PROBLEM STATEMENT >> All of the data that follows should be retyped exactly, please, except the pictures.

DATA >>
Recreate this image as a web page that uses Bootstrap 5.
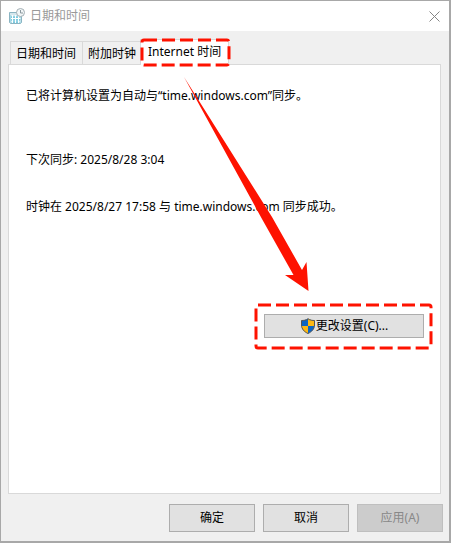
<!DOCTYPE html>
<html lang="zh-CN">
<head>
<meta charset="utf-8">
<meta name="viewport" content="width=device-width, initial-scale=1">
<title>日期和时间</title>
<link rel="stylesheet" href="https://cdn.jsdelivr.net/npm/bootstrap@5.3.0/dist/css/bootstrap.min.css">
<style>
body { font-family: "Noto Sans", "Noto Sans CJK SC", sans-serif; font-size: 12px; line-height: 16px; color: #000; background: #f0f0f0; }
.dialog { border: 1px solid #a8a8a8; border-right-width: 2px; border-bottom-width: 2px; }
.titlebar { height: 30px; padding: 0 9px 0 8px; color: #999; }
.titlebar h1 { font-size: 12px; line-height: 16px; padding-left: 5px; }
.close-btn { line-height: 0; }
.tab-area { padding: 0 8px 0 7px; }
.dialog .nav-tabs { padding: 8px 0 0 2px; border: 0; }
.dialog .nav-tabs .nav-link { height: 23px; padding: 2px 6px 0 5px; margin: 0 -1px 0 0; border: 1px solid #d9d9d9; border-bottom: 0; border-radius: 0; background: #f0f0f0; color: #000; white-space: nowrap; }
.dialog .nav-tabs .nav-link.active { height: 26px; padding: 0 7px 2px; margin: 0 0 -1px -2px; background: #fff; position: relative; z-index: 1; }
.pane { border: 1px solid #d9d9d9; background: #fff; padding: 23px 16px 23px 17px; }
.pane p { margin: 0; }
.line-next { padding-top: 48px; }
.line-result { padding-top: 31px; }
.action { margin-top: 99px; }
.dialog .btn { --bs-btn-border-radius: 0; --bs-btn-font-size: 12px; --bs-btn-line-height: 16px; --bs-btn-padding-x: 0; --bs-btn-padding-y: 0; --bs-btn-bg: #e1e1e1; --bs-btn-border-color: #adadad; --bs-btn-color: #000; --bs-btn-disabled-bg: #ccc; --bs-btn-disabled-border-color: #bfbfbf; --bs-btn-disabled-color: #888; --bs-btn-disabled-opacity: 1; --bs-btn-hover-bg: #e5f1fb; --bs-btn-hover-border-color: #0078d7; --bs-btn-hover-color: #000; }
.btn-change { width: 160px; height: 24px; }
.footer-btn { width: 86px; height: 28px; }
.footer-bar { padding: 10px 6px 9px; gap: 8px; }
.mark-box { position: absolute; pointer-events: none; overflow: visible; fill: none; stroke: #fe1200; stroke-width: 3; stroke-dasharray: 13 5; }
.mark-tab { left: 0; top: -1px; }
.mark-action { left: -9px; top: -10px; }
.arrow { position: absolute; left: 175px; top: 12px; pointer-events: none; }
</style>
<script src="https://cdn.jsdelivr.net/npm/bootstrap@5.3.0/dist/js/bootstrap.bundle.min.js"></script>
</head>
<body>
<main class="dialog min-vh-100 d-flex flex-column">
  <header class="titlebar bg-white d-flex align-items-center">
    <svg width="16" height="16" viewBox="0 0 16 16" aria-hidden="true">
      <path d="M.5 4.500h12v10l-1 1H1.500l-1-1z" fill="#a9d9e5" stroke="#8bb4c2"/>
      <path d="M1 5h11v2H1z" fill="#d5e6ec"/>
      <path d="M2 8h9.500M2 10.500h9.500M2 13h9.500M3.500 7v8M6.500 7v8M9.500 7v8" stroke="#fff" fill="none"/>
      <path d="M2 9h1M4 9h2M7 9h2M2 12h1M4 12h2M7 12h2M10 12h1M4 14h2M7 14h2" stroke="#51b9d7"/>
      <circle cx="11.500" cy="4.500" r="4" fill="#f2f6f7" stroke="#a2aeb4"/>
      <path d="M11.500 2v3h2.500" fill="none" stroke="#8b989e"/>
    </svg>
    <h1 class="m-0 fw-normal">日期和时间</h1>
    <button type="button" class="close-btn border-0 bg-transparent p-0 ms-auto" aria-label="关闭">
      <svg width="11" height="11" viewBox="0 0 11 11" aria-hidden="true"><path d="M.5.5l10 10M10.500.5l-10 10" stroke="#858585" fill="none"/></svg>
    </button>
  </header>
  <div class="tab-area d-flex flex-column flex-grow-1">
    <div class="nav nav-tabs align-items-end flex-nowrap" role="tablist">
      <button type="button" class="nav-link" role="tab" aria-selected="false">日期和时间</button>
      <button type="button" class="nav-link" role="tab" aria-selected="false">附加时钟</button>
      <button type="button" class="nav-link active" role="tab" aria-selected="true" aria-controls="pane-net">Internet 时间
        <svg class="mark-box mark-tab" width="90" height="27" aria-hidden="true"><rect x="1" y="1" width="87" height="25" rx="2"/></svg>
      </button>
    </div>
    <section id="pane-net" class="pane flex-grow-1 position-relative" role="tabpanel">
      <p>已将计算机设置为自动与“time.windows.com”同步。</p>
      <p class="line-next">下次同步: 2025/8/28 3:04</p>
      <p class="line-result">时钟在 2025/8/27 17:58 与 time.windows.com 同步成功。</p>
      <div class="action d-flex justify-content-end">
        <div class="position-relative">
          <button type="button" class="btn btn-change d-flex align-items-center justify-content-center">
            <svg width="16" height="16" viewBox="0 0 16 16" aria-hidden="true">
              <path d="M8 .5C6 2 3.500 2.500 1.500 2.500V7c0 4 3 7 6.500 8.500C11.500 14 14.500 11 14.500 7V2.500C12.500 2.500 10 2 8 .5z" fill="#0b65c4"/>
              <path d="M8 .5c2 1.500 4.500 2 6.500 2V8H8zM8 8v7.500C4.500 14 1.700 11.500 1.500 8z" fill="#fdb813"/>
              <path d="M8 .8C6 2.300 3.500 2.500 1.500 2.500V7c0 4 3 7 6.500 8.500C11.500 14 14.500 11 14.500 7V2.500C12.500 2.500 10 2.300 8 .8z" fill="none" stroke="#555"/>
            </svg>更改设置(C)...
          </button>
          <svg class="mark-box mark-action" width="178" height="46" aria-hidden="true"><rect x="1" y="1" width="175" height="43" rx="2"/></svg>
        </div>
      </div>
      <svg class="arrow" width="130" height="220" aria-hidden="true"><path d="M0 0L88 140 118 193 122.500 185 124.500 214 101 198 109.500 198 78 142z" fill="#fe1200"/></svg>
    </section>
  </div>
  <footer class="footer-bar d-flex justify-content-end">
    <button type="button" class="btn footer-btn">确定</button>
    <button type="button" class="btn footer-btn">取消</button>
    <button type="button" class="btn footer-btn" disabled>应用(A)</button>
  </footer>
</main>
</body>
</html>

FINISHED ANSWER >>
Recreate this image as a web page that uses Bootstrap 5.
<!DOCTYPE html>
<html lang="zh-CN">
<head>
<meta charset="utf-8">
<meta name="viewport" content="width=device-width, initial-scale=1">
<title>日期和时间</title>
<link rel="stylesheet" href="https://cdn.jsdelivr.net/npm/bootstrap@5.3.0/dist/css/bootstrap.min.css">
<style>
body { font-family: "Noto Sans", "Noto Sans CJK SC", sans-serif; font-size: 12px; line-height: 16px; color: #000; background: #f0f0f0; }
.dialog { border: 1px solid #a8a8a8; border-right-width: 2px; border-bottom-width: 2px; }
.titlebar { height: 30px; padding: 0 9px 0 8px; color: #999; }
.titlebar h1 { font-size: 12px; line-height: 16px; padding-left: 5px; }
.close-btn { line-height: 0; }
.tab-area { padding: 0 8px 0 7px; }
.dialog .nav-tabs { padding: 8px 0 0 2px; border: 0; }
.dialog .nav-tabs .nav-link { height: 23px; padding: 2px 6px 0 5px; margin: 0 -1px 0 0; border: 1px solid #d9d9d9; border-bottom: 0; border-radius: 0; background: #f0f0f0; color: #000; white-space: nowrap; }
.dialog .nav-tabs .nav-link.active { height: 26px; padding: 0 7px 2px; margin: 0 0 -1px -2px; background: #fff; position: relative; z-index: 1; }
.pane { border: 1px solid #d9d9d9; background: #fff; padding: 23px 16px 23px 17px; }
.pane p { margin: 0; }
.line-next { padding-top: 48px; }
.line-result { padding-top: 31px; }
.action { margin-top: 99px; }
.dialog .btn { --bs-btn-border-radius: 0; --bs-btn-font-size: 12px; --bs-btn-line-height: 16px; --bs-btn-padding-x: 0; --bs-btn-padding-y: 0; --bs-btn-bg: #e1e1e1; --bs-btn-border-color: #adadad; --bs-btn-color: #000; --bs-btn-disabled-bg: #ccc; --bs-btn-disabled-border-color: #bfbfbf; --bs-btn-disabled-color: #888; --bs-btn-disabled-opacity: 1; --bs-btn-hover-bg: #e5f1fb; --bs-btn-hover-border-color: #0078d7; --bs-btn-hover-color: #000; }
.btn-change { width: 160px; height: 24px; }
.footer-btn { width: 86px; height: 28px; }
.footer-bar { padding: 10px 6px 9px; gap: 8px; }
.mark-box { position: absolute; pointer-events: none; overflow: visible; fill: none; stroke: #fe1200; stroke-width: 3; stroke-dasharray: 13 5; }
.mark-tab { left: 0; top: -1px; }
.mark-action { left: -9px; top: -10px; }
.arrow { position: absolute; left: 175px; top: 12px; pointer-events: none; }
</style>
<script src="https://cdn.jsdelivr.net/npm/bootstrap@5.3.0/dist/js/bootstrap.bundle.min.js"></script>
</head>
<body>
<main class="dialog min-vh-100 d-flex flex-column">
  <header class="titlebar bg-white d-flex align-items-center">
    <svg width="16" height="16" viewBox="0 0 16 16" aria-hidden="true">
      <path d="M.5 4.500h12v10l-1 1H1.500l-1-1z" fill="#a9d9e5" stroke="#8bb4c2"/>
      <path d="M1 5h11v2H1z" fill="#d5e6ec"/>
      <path d="M2 8h9.500M2 10.500h9.500M2 13h9.500M3.500 7v8M6.500 7v8M9.500 7v8" stroke="#fff" fill="none"/>
      <path d="M2 9h1M4 9h2M7 9h2M2 12h1M4 12h2M7 12h2M10 12h1M4 14h2M7 14h2" stroke="#51b9d7"/>
      <circle cx="11.500" cy="4.500" r="4" fill="#f2f6f7" stroke="#a2aeb4"/>
      <path d="M11.500 2v3h2.500" fill="none" stroke="#8b989e"/>
    </svg>
    <h1 class="m-0 fw-normal">日期和时间</h1>
    <button type="button" class="close-btn border-0 bg-transparent p-0 ms-auto" aria-label="关闭">
      <svg width="11" height="11" viewBox="0 0 11 11" aria-hidden="true"><path d="M.5.5l10 10M10.500.5l-10 10" stroke="#858585" fill="none"/></svg>
    </button>
  </header>
  <div class="tab-area d-flex flex-column flex-grow-1">
    <div class="nav nav-tabs align-items-end flex-nowrap" role="tablist">
      <button type="button" class="nav-link" role="tab" aria-selected="false">日期和时间</button>
      <button type="button" class="nav-link" role="tab" aria-selected="false">附加时钟</button>
      <button type="button" class="nav-link active" role="tab" aria-selected="true" aria-controls="pane-net">Internet 时间
        <svg class="mark-box mark-tab" width="90" height="27" aria-hidden="true"><rect x="1" y="1" width="87" height="25" rx="2"/></svg>
      </button>
    </div>
    <section id="pane-net" class="pane flex-grow-1 position-relative" role="tabpanel">
      <p>已将计算机设置为自动与“time.windows.com”同步。</p>
      <p class="line-next">下次同步: 2025/8/28 3:04</p>
      <p class="line-result">时钟在 2025/8/27 17:58 与 time.windows.com 同步成功。</p>
      <div class="action d-flex justify-content-end">
        <div class="position-relative">
          <button type="button" class="btn btn-change d-flex align-items-center justify-content-center">
            <svg width="16" height="16" viewBox="0 0 16 16" aria-hidden="true">
              <path d="M8 .5C6 2 3.500 2.500 1.500 2.500V7c0 4 3 7 6.500 8.500C11.500 14 14.500 11 14.500 7V2.500C12.500 2.500 10 2 8 .5z" fill="#0b65c4"/>
              <path d="M8 .5c2 1.500 4.500 2 6.500 2V8H8zM8 8v7.500C4.500 14 1.700 11.500 1.500 8z" fill="#fdb813"/>
              <path d="M8 .8C6 2.300 3.500 2.500 1.500 2.500V7c0 4 3 7 6.500 8.500C11.500 14 14.500 11 14.500 7V2.500C12.500 2.500 10 2.300 8 .8z" fill="none" stroke="#555"/>
            </svg>更改设置(C)...
          </button>
          <svg class="mark-box mark-action" width="178" height="46" aria-hidden="true"><rect x="1" y="1" width="175" height="43" rx="2"/></svg>
        </div>
      </div>
      <svg class="arrow" width="130" height="220" aria-hidden="true"><path d="M0 0L88 140 118 193 122.500 185 124.500 214 101 198 109.500 198 78 142z" fill="#fe1200"/></svg>
    </section>
  </div>
  <footer class="footer-bar d-flex justify-content-end">
    <button type="button" class="btn footer-btn">确定</button>
    <button type="button" class="btn footer-btn">取消</button>
    <button type="button" class="btn footer-btn" disabled>应用(A)</button>
  </footer>
</main>
</body>
</html>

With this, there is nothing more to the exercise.